As grandes tragédias deixam as cicatrizes. Podem ser indeléveis, finas, desaparecerem. Podem ser enormes, grossas, coçarem. As mágoas são enormes em qualquer circunstância. Miriam Halfim escreve sobre encontros prováveis, jamais acontecidos, mas que fazem sentido. Freud e Mahler nos fala das angustias do escrito. Agora, com O Homem do Planeta Auschwitz, promove a reunião do escritor judeu polonês Yehiel De-Nur (1909–2001) e a filósofa judia alemã Hannah Arendt (1906–1975).
Com quatro indicações para o Prêmio Cesgranrio, melhor cenografia, iluminação, texto e ator, o confronto entre Hannah, interpretada por Susanna Kruger e Yehiel por Mario Borges, encontra na direção de Ary Coslov o perfeito equilíbrio entre posições diferenciadas. Susanna faz uma Hannah com uma entonação e um movimento de mãos que já expressa a sua posição : a criadora do conceito A Banalidade do Mal, explica a sua posição, sem ficar se justificando. Há o necessário sentimento na atuação primorosa.

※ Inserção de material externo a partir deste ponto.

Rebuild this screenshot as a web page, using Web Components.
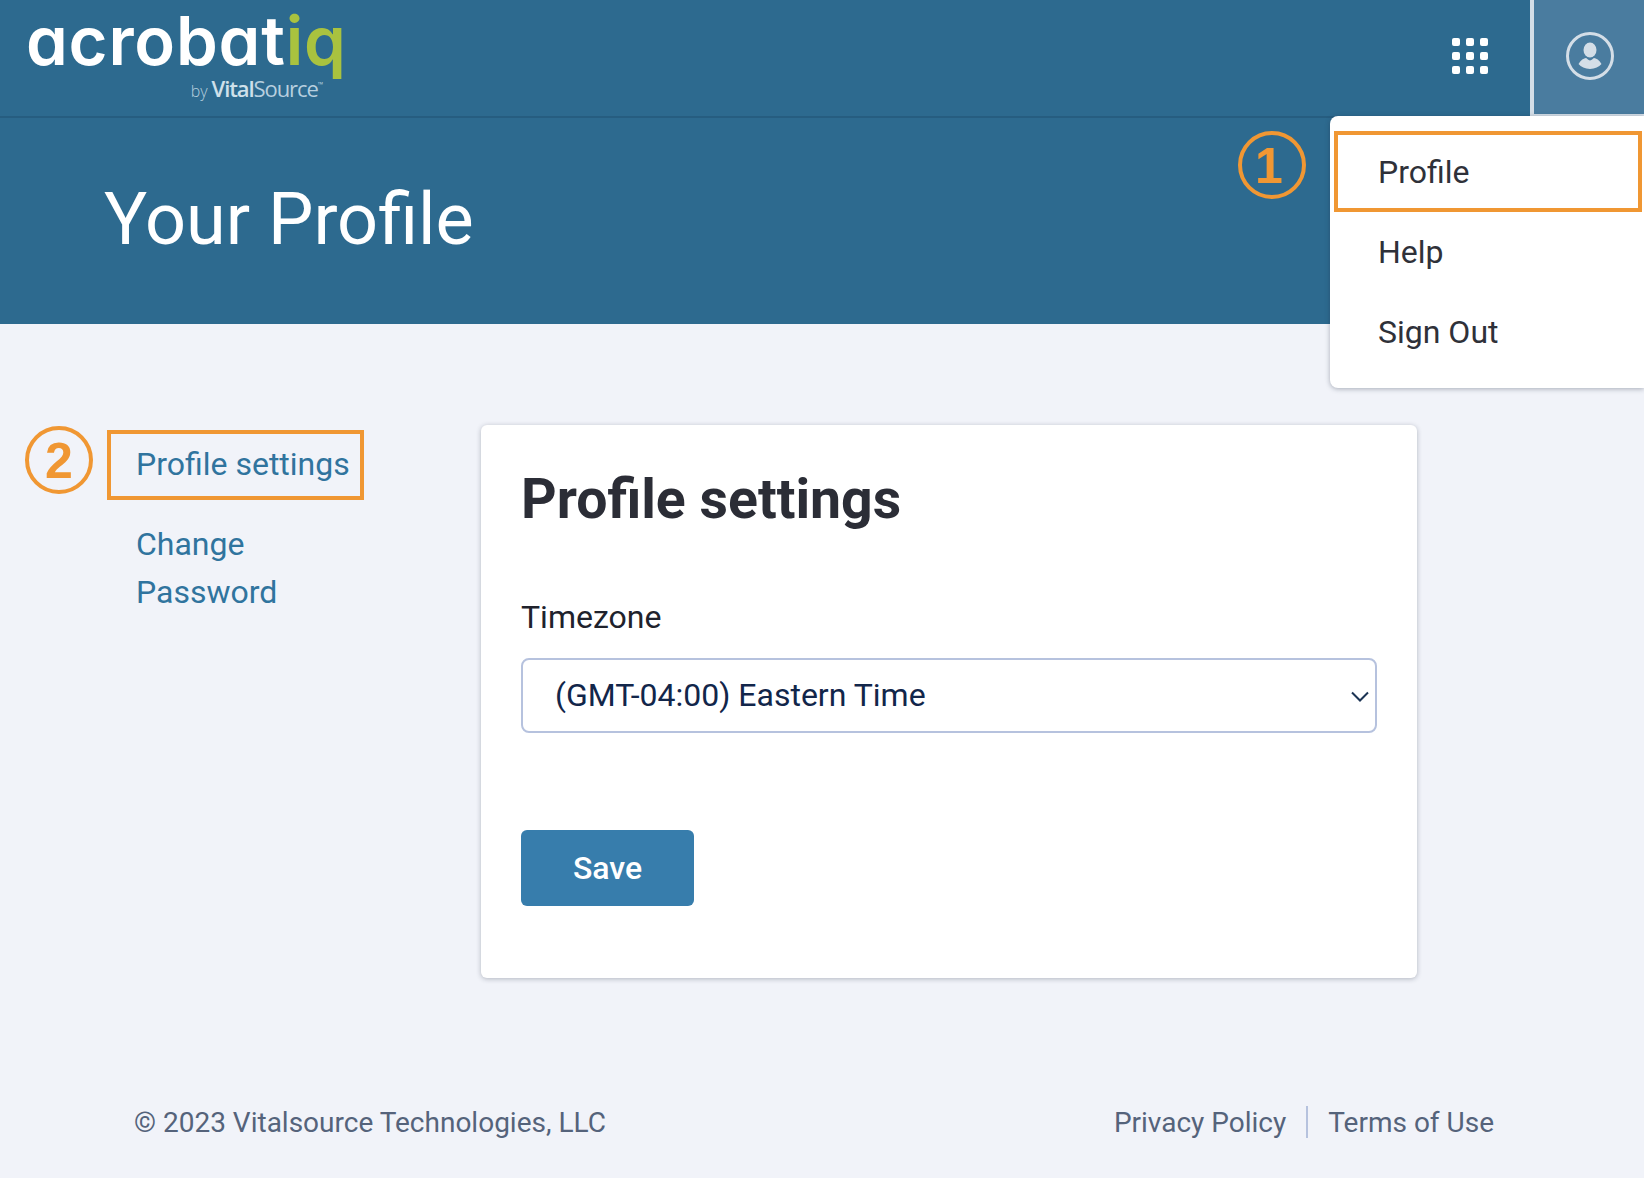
<!DOCTYPE html>
<html lang="en">
<head>
<meta charset="utf-8">
<title>Your Profile</title>
<style>
    html, body { margin: 0; padding: 0; }
    body {
        width: 1644px;
        height: 1178px;
        overflow: hidden;
        background: #f1f3f9;
        font-family: Roboto, "Liberation Sans", sans-serif;
        position: relative;
    }
</style>
</head>
<body>
<app-header></app-header>
<profile-hero>Your Profile</profile-hero>
<user-menu></user-menu>
<div style="display:grid;grid-template-columns:481px 936px;padding-top:101px;">
    <side-nav></side-nav>
    <settings-card></settings-card>
</div>
<page-footer></page-footer>
<step-badge style="left:1238px;top:131px;padding-right:6px;">1</step-badge>
<step-badge style="left:25px;top:426px;">2</step-badge>

<script>
class AppHeader extends HTMLElement {
    constructor() {
        super();
        this.attachShadow({ mode: 'open' });
        // 3x3 launcher dots
        let dots = '';
        for (let y = 0; y < 3; y++) {
            for (let x = 0; x < 3; x++) {
                dots += `<rect x="${x * 14}" y="${y * 14}" width="8" height="8" rx="2"/>`;
            }
        }
        this.shadowRoot.innerHTML = `
            <style>
                :host {
                    display: flex;
                    align-items: stretch;
                    justify-content: space-between;
                    height: 118px;
                    background: #2d6a8f;
                    box-sizing: border-box;
                    border-bottom: 2px solid #265d80;
                }
                .logo {
                    padding: 0 0 0 26px;
                    display: flex;
                    flex-direction: column;
                    align-items: flex-end;
                    width: 320px;
                    font-family: Inter, sans-serif;
                }
                .word {
                    font-size: 67px;
                    font-weight: 600;
                    font-feature-settings: "cv11" 1;
                    line-height: 78px;
                    letter-spacing: .8px;
                    color: #fff;
                    margin-top: 2px;
                    align-self: flex-start;
                    white-space: nowrap;
                }
                .word span { color: #a9c23f; }
                .by {
                    font-family: "Open Sans", sans-serif;
                    font-size: 22px;
                    line-height: 26px;
                    color: #b7cfdf;
                    letter-spacing: -1.1px;
                    margin: -5px 23px 0 0;
                    white-space: nowrap;
                }
                .by small { font-size: 16px; font-weight: 300; letter-spacing: 0; margin-right: 4px; }
                .by b { font-weight: 600; color: #cfe0ea; }
                .by sup { font-size: 7px; letter-spacing: 0; vertical-align: 10px; line-height: 0; }
                .right { display: flex; align-items: stretch; }
                .apps { display: flex; align-items: center; margin-right: 42px; padding-bottom: 4px; }
                .apps svg { display: block; fill: #fff; }
                .user {
                    width: 114px;
                    box-sizing: border-box;
                    background: #4a7c9f;
                    border-left: 4px solid #d4dee7;
                    border-bottom: 4px solid #d4dee7;
                    margin-bottom: -2px;
                    display: flex;
                    align-items: center;
                    justify-content: center;
                    padding-bottom: 2px;
                    padding-left: 1px;
                }
            </style>
            <div class="logo">
                <div class="word">acrobat<span>iq</span></div>
                <div class="by"><small>by</small><b>Vital</b>Source<sup>™</sup></div>
            </div>
            <div class="right">
                <div class="apps"><svg width="36" height="36" viewBox="0 0 36 36">${dots}</svg></div>
                <div class="user">
                    <svg width="48" height="48" viewBox="0 0 48 48" fill="none">
                        <circle cx="24" cy="24" r="22.500" stroke="#d4dee7" stroke-width="3"/>
                        <ellipse cx="24" cy="18" rx="6.500" ry="7.500" fill="#d4dee7"/>
                        <path d="M12.500 32c2-3.800 5.500-6 7.500-6 1 0 2 2.500 4 2.500s3-2.500 4-2.500c2 0 5.500 2.200 7.500 6-2.500 2.800-6.500 5-11.500 5s-9-2.200-11.500-5z" fill="#d4dee7"/>
                    </svg>
                </div>
            </div>
        `;
    }
}

class ProfileHero extends HTMLElement {
    constructor() {
        super();
        this.attachShadow({ mode: 'open' });
        this.shadowRoot.innerHTML = `
            <style>
                :host {
                    display: block;
                    height: 206px;
                    background: #2d6a8f;
                    box-sizing: border-box;
                    padding: 60px 0 0 104px;
                    color: #fff;
                    font-size: 72px;
                    line-height: 84px;
                }
            </style>
            <slot></slot>
        `;
    }
}

class UserMenu extends HTMLElement {
    constructor() {
        super();
        this.attachShadow({ mode: 'open' });
        this.shadowRoot.innerHTML = `
            <style>
                :host {
                    display: block;
                    position: absolute;
                    left: 1330px;
                    top: 116px;
                    width: 314px;
                    height: 272px;
                    box-sizing: border-box;
                    padding-top: 16px;
                    background: #fff;
                    border-radius: 8px 0 0 8px;
                    box-shadow: 0 1px 5px rgba(30, 40, 60, .35);
                    color: #2f3139;
                    font-size: 32px;
                }
                div {
                    height: 80px;
                    line-height: 80px;
                    padding-left: 48px;
                }
                .on {
                    height: 81px;
                    line-height: 75px;
                    padding-left: 40px;
                    margin: -1px 2px 0 4px;
                    box-sizing: border-box;
                    border: 4px solid #f09733;
                }
            </style>
            <div class="on">Profile</div>
            <div>Help</div>
            <div>Sign Out</div>
        `;
    }
}

class SideNav extends HTMLElement {
    constructor() {
        super();
        this.attachShadow({ mode: 'open' });
        this.shadowRoot.innerHTML = `
            <style>
                :host {
                    display: block;
                    padding: 5px 0 0 136px;
                    color: #30749e;
                    font-size: 32px;
                    line-height: 48px;
                }
                .on {
                    position: relative;
                    margin-bottom: 20px;
                    height: 70px;
                    line-height: 68px;
                    white-space: nowrap;
                }
                .on::before {
                    content: "";
                    position: absolute;
                    left: -29px;
                    top: 0;
                    width: 257px;
                    height: 70px;
                    box-sizing: border-box;
                    border: 4px solid #f09733;
                }
                .plain { width: 200px; }
            </style>
            <div class="on">Profile settings</div>
            <div class="plain">Change Password</div>
        `;
    }
}

class SettingsCard extends HTMLElement {
    constructor() {
        super();
        this.attachShadow({ mode: 'open' });
        this.shadowRoot.innerHTML = `
            <style>
                :host {
                    display: block;
                    height: 553px;
                    box-sizing: border-box;
                    padding: 42px 40px 0 40px;
                    background: #fff;
                    border-radius: 6px;
                    box-shadow: 0 1px 5px rgba(30, 40, 60, .3);
                }
                h1 {
                    margin: 0;
                    font-size: 55.4px;
                    line-height: 66px;
                    font-weight: 700;
                    color: #2b2d36;
                }
                label {
                    display: block;
                    margin-top: 64px;
                    font-size: 32px;
                    line-height: 40px;
                    color: #20222c;
                }
                .select {
                    display: flex;
                    align-items: center;
                    justify-content: space-between;
                    height: 75px;
                    margin-top: 21px;
                    box-sizing: border-box;
                    padding: 0 6px 0 32px;
                    border: 2px solid #b6c2de;
                    border-radius: 8px;
                    font-size: 32px;
                    color: #12264a;
                }
                .select span { margin-top: -1px; }
                .select svg { margin-top: 2px; }
                .save {
                    width: 173px;
                    height: 76px;
                    margin-top: 97px;
                    display: flex;
                    align-items: center;
                    justify-content: center;
                    background: #377dac;
                    border-radius: 6px;
                    color: #fff;
                    font-size: 32px;
                    font-weight: 500;
                }
            </style>
            <h1>Profile settings</h1>
            <label>Timezone</label>
            <div class="select">
                <span>(GMT-04:00) Eastern Time</span>
                <svg width="18" height="12" viewBox="0 0 18 12" fill="none"><path d="M1 1.500l8 8 8-8" stroke="#1c3454" stroke-width="2"/></svg>
            </div>
            <div class="save">Save</div>
        `;
    }
}

class PageFooter extends HTMLElement {
    constructor() {
        super();
        this.attachShadow({ mode: 'open' });
        this.shadowRoot.innerHTML = `
            <style>
                :host {
                    display: flex;
                    justify-content: space-between;
                    align-items: center;
                    width: 1360px;
                    box-sizing: border-box;
                    margin: 124px 0 0 134px;
                    height: 40px;
                    font-size: 28px;
                    color: #55637b;
                }
                .links { display: flex; align-items: center; }
                .sep { width: 2px; height: 32px; background: #b6c2de; margin: 0 20px; }
            </style>
            <span>© 2023 Vitalsource Technologies, LLC</span>
            <span class="links"><span>Privacy Policy</span><span class="sep"></span><span>Terms of Use</span></span>
        `;
    }
}

class StepBadge extends HTMLElement {
    constructor() {
        super();
        this.attachShadow({ mode: 'open' });
        this.shadowRoot.innerHTML = `
            <style>
                :host {
                    display: flex;
                    align-items: center;
                    justify-content: center;
                    position: absolute;
                    width: 68px;
                    height: 68px;
                    box-sizing: border-box;
                    padding-top: 2px;
                    border: 4px solid #f09733;
                    border-radius: 50%;
                    color: #f09733;
                    font-family: "Liberation Sans", sans-serif;
                    font-weight: 700;
                    font-size: 50px;
                    line-height: 1;
                }
            </style>
            <slot></slot>
        `;
    }
}

customElements.define('app-header', AppHeader);
customElements.define('profile-hero', ProfileHero);
customElements.define('user-menu', UserMenu);
customElements.define('side-nav', SideNav);
customElements.define('settings-card', SettingsCard);
customElements.define('page-footer', PageFooter);
customElements.define('step-badge', StepBadge);
</script>
</body>
</html>
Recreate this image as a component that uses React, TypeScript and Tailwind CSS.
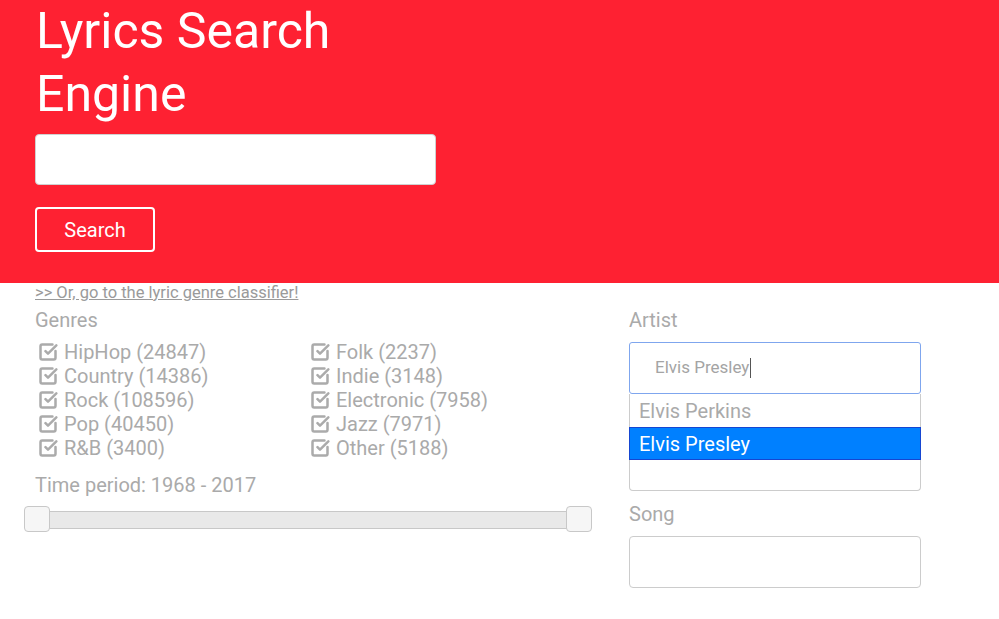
import React from 'react';
import { SquareCheckBig } from 'lucide-react';

const genres: [string, string][] = [
  ['HipHop (24847)', 'Folk (2237)'],
  ['Country (14386)', 'Indie (3148)'],
  ['Rock (108596)', 'Electronic (7958)'],
  ['Pop (40450)', 'Jazz (7971)'],
  ['R&B (3400)', 'Other (5188)'],
];

function Genre({ label }: { label: string }) {
  return (
    <div className="flex items-center h-[24px]">
      <SquareCheckBig size={20} strokeWidth={3} className="ml-[3px] mr-[6px] text-[#ababab]" />
      <span>{label}</span>
    </div>
  );
}

export default function App() {
  return (
    <div className="min-h-screen bg-white" style={{ fontFamily: 'Roboto, "Liberation Sans", sans-serif' }}>
      {/* Header */}
      <header className="bg-[#fe2132] px-[35px] pb-[31px]">
        <h1 className="text-white text-[50px] leading-[63px] font-normal w-[400px] ml-[1px]">Lyrics Search Engine</h1>
        <input
          type="text"
          className="mt-[8px] block w-[401px] h-[51px] rounded-[4px] bg-white border border-[#d0d0d0] outline-none px-3"
        />
        <button className="mt-[22px] w-[120px] h-[45px] rounded-[4px] border-2 border-white text-white text-[20px]">
          Search
        </button>
      </header>

      {/* Body */}
      <div className="flex px-[35px] text-[#aaaaaa]">
        <div className="w-[560px]">
          <a href="#" className="block text-[16.5px] leading-[20px] text-[#9a9a9a] underline">
            &gt;&gt; Or, go to the lyric genre classifier!
          </a>
          <div className="mt-[5px] text-[20px] leading-[24px]">Genres</div>
          <div className="mt-[8px] grid grid-cols-[272px_1fr] text-[20px] leading-[24px]">
            {genres.map(([a, b]) => (
              <React.Fragment key={a}>
                <Genre label={a} />
                <Genre label={b} />
              </React.Fragment>
            ))}
          </div>
          <div className="mt-[13px] text-[20px] leading-[24px]">Time period: 1968 - 2017</div>
          <div className="relative mt-[14px] ml-[1px] w-[544px] h-[18px] bg-[#e9e9e9] border border-[#c8c8c8]">
            <span className="absolute left-[-13px] top-[-6px] w-[26px] h-[26px] rounded-[4px] bg-[#f6f6f6] border border-[#c8c8c8]" />
            <span className="absolute right-[-13px] top-[-6px] w-[26px] h-[26px] rounded-[4px] bg-[#f6f6f6] border border-[#c8c8c8]" />
          </div>
        </div>

        <div className="ml-[34px] w-[292px] pt-[25px]">
          <div className="text-[20px] leading-[24px]">Artist</div>
          <div className="mt-[10px] h-[52px] rounded-[3px] border border-[#7fa6ee] flex items-center pl-[25px] text-[17px] text-[#a4a4a4]">
            <span>Elvis Presley</span>
            <span className="w-px h-[20px] bg-[#555] ml-[1px]" />
          </div>
          <div className="h-[97px] border-x border-b border-[#cccccc] rounded-b-[4px] text-[20px]">
            <div className="h-[33px] flex items-center px-[9px]">Elvis Perkins</div>
            <div className="h-[33px] flex items-center px-[9px] bg-[#0080ff] border border-[#1646d1] text-white -mx-px">
              Elvis Presley
            </div>
          </div>
          <div className="mt-[11px] text-[20px] leading-[24px]">Song</div>
          <div className="mt-[10px] h-[52px] rounded-[4px] border border-[#cccccc]" />
        </div>
      </div>
    </div>
  );
}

Mario faz o escritor angustiado, que se desespera com as lembranças, que tinha certeza que poderia escapar do mal. A peça começa com Yehiel gritando com Daniela, possivelmente a filha pequena, para fugir dos nazistas que estão na escola. Dela. E termina com ele gritando com a filha para não ir à excursão da escola. Instala-se em uma profissional arquitetura de texto dramático, o tempo mítico, o eterno retorno dos heróis para os quais não há salvação.
A metonímia dos campos de concentração está na peça- instalação do cenário de Marcos Flaksman. A grade, um pedaço, retorcido, como uma sobra da destruição, está lá presente para lembrar que os campos não acabaram. A iluminação de Aurélio de Simoni realiza um desenho de luz. Claro e escuro funcionam para evidenciar a sombra da lembrança e a luz de quem traz a lembrança do mundo dde Hades. E é do mundo dos mortos, da dor, do subterrâneo que O Homem do Planeta Auschwitz é uma bela proposição para falarmos: quem viver não verá mais.